Difficile sintetizzare in poche righe The big short, in italiano La grande scommessa. Il film di Adam McKay, basato sull’inchiesta giornalistica di Michael Lewis, è appena uscito e racconta la crisi finanziaria cominciata nel 2008, quella che ha fatto perdere il posto a milioni di lavoratori, la casa a milioni di famiglie e ha provocato il collasso di diversi paesi europei.
“Si esce arrabbiati, nauseati e disperati”, ha scritto il New York Times. Perché non c’è lieto fine, come sappiamo, e non c’è nessun responsabile che paga per quello che è successo (“Daranno la colpa agli immigrati e ai poveri”, dice verso la fine uno dei protagonisti). The big short non offre neanche possibili soluzioni. Ogni tentativo di regolamentare il mercato è fallito, la commissione del congresso americano incaricata nel 2009 di esaminare le ragioni della crisi non è riuscita a introdurre nessun efficace meccanismo correttivo, come invece aveva fatto una commissione simile negli anni trenta, e oggi, secondo molti, tutto è ricominciato come se niente fosse.

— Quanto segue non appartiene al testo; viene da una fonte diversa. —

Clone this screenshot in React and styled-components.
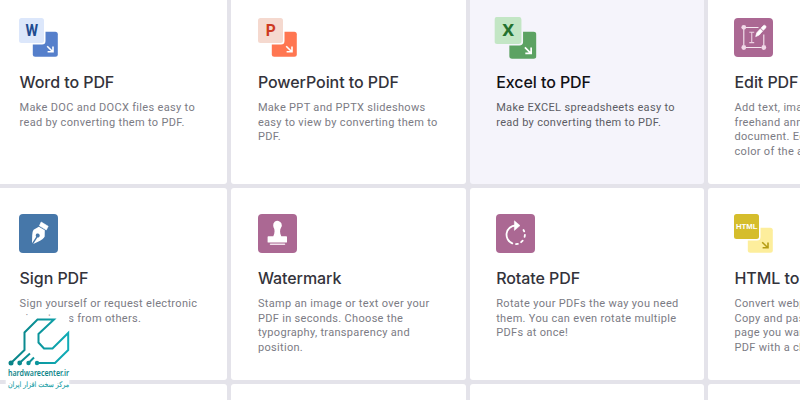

L’economista Paul Krugman ha recensito con entusiasmo il film e lo ha difeso: chi attacca The big short, ha detto Krugman, ha paura che si sappia la verità. Perché è vero che chi non ricorda il passato è condannato a ripeterlo, ma alcuni il passato lo vogliono ripetere. E per questo non hanno interesse a farci ricordare cos’è successo.